System Design: Live-Streaming for Financial Data.

Case Statment:

Building Live-streaming Component for financial data. To implement the market data component, you need to regularly send market data from a central server to 60 different servers around the world in real-time.
Suggest a solution to this problem keeping in mind the requirements stated below.

Requirements

1- All the 40 different servers should receive the market data simultaneously yet reliably.

2- Produce a high-level architecture with all the components that you consider are required to implement your solution.

3- Also, how will you develop failover capabilities in case of a disaster.

4- Document the tradeoffs between components and algorithms, and explain your choices.

5- Document alternate solution(s) that you considered.

6- Document why you went with your approach.

7- It’s perfectly valid to make some assumptions, but document those assumptions.

8- Please also add the time you took to complete this case study .

Functional Requirements:

  1. Real-time Market Data Streaming: The system should be able to stream market data in real time from the central server to all 40 different servers simultaneously.
  2. Reliable Data Delivery: The market data should be delivered reliably to all servers without any loss.
  3. Scalability: The system should handle increasing data volumes and accommodate future growth without impacting performance.
  4. Global Distribution: The market data should be distributed to servers located around the globe to ensure low-latency access for users in different regions.
  5. Disaster Recovery: The system should have failover capabilities to handle disasters or server failures, ensuring continuous data delivery.

Non-Functional Requirements:

  1. Performance: The system should have low latency and high throughput to ensure timely delivery of market data.
  2.  Reliability: The system should be highly reliable, ensuring that market data is consistently and accurately delivered to all servers.
  3. Security: The data transmission should be secure to protect sensitive financial information from unauthorized access.
  4. Scalability: The system should handle a growing number of servers and increasing data loads without compromising performance.

Assumptions 

  1. Scale: I saw in Deriv Active Symbols request ~ 78 Active symbols let’s say we have 1000 active symbols in the worst scenario. On another hand, we are going to stream 1 price tick every 1 second considering Standard Price Feed APIs.for 40 servers we have about 40000 messages per second, so the scale of messages is low.

The Architecture 

Receiver Service

The receiver service plays a vital role in fetching market data from the central server and seamlessly transferring it to the Kafka message broker queue component. Acting as a bridge, it connects the central server to the message queue, ensuring smooth data flow.

In the Kafka-based architecture, market data will be organized into topics, with each active symbol having its own dedicated topic. This approach allows for efficient data retrieval and processing, providing a total of approximately 78 topics. To manage these topics effectively, a metadata service will be implemented. The metadata service will handle the creation, updating, and maintenance of topics associated with active symbols. It will also take care of managing topic configurations, such as retention policies and replication factors.

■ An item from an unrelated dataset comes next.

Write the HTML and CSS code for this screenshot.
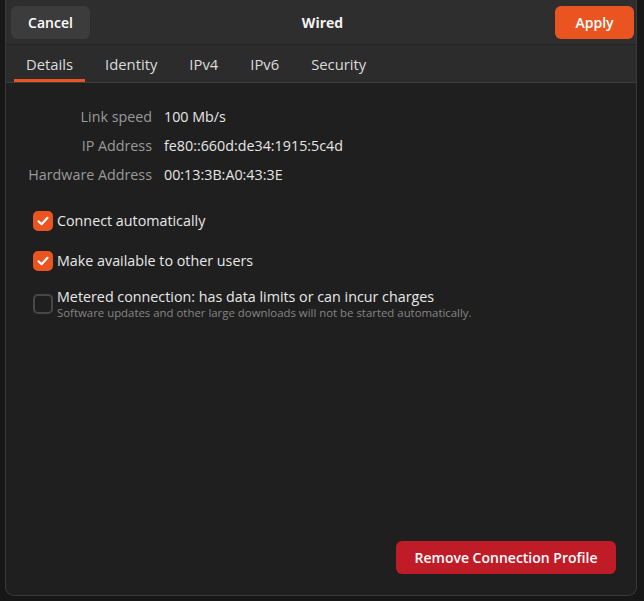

The receiver service is designed to scale horizontally, enabling it to handle increasing data volumes and accommodate additional market data sources. Horizontal scalability can be achieved through load-balancing techniques, where the workload is distributed across multiple instances of the receiver service. Each instance can handle a specific subset of symbols or partitions, ensuring even distribution and efficient processing.

To ensure high availability and fault tolerance, failover capabilities will be developed for the receiver service. In the event of a disaster or failure of a receiver service instance, failover mechanisms will automatically switch to a backup or alternative instance. This will ensure uninterrupted data processing and mitigate the impact of potential disruptions.

Furthermore, robust error handling and retry mechanisms will be implemented within the receiver service. This will allow for effective management of errors or failures that may occur during data retrieval or transfer. The receiver service will intelligently handle errors, implementing appropriate retries and logging mechanisms to ensure data integrity and reliability.

Apache Kafka 

The message queue component, Kafka, serves as the central communication channel for market data distribution and acts as the broker. In Kafka, each symbol has its own dedicated topic, allowing for efficient organization and processing of market data. With Kafka’s distributed streaming system nature, it inherently provides failover capabilities to handle potential disasters.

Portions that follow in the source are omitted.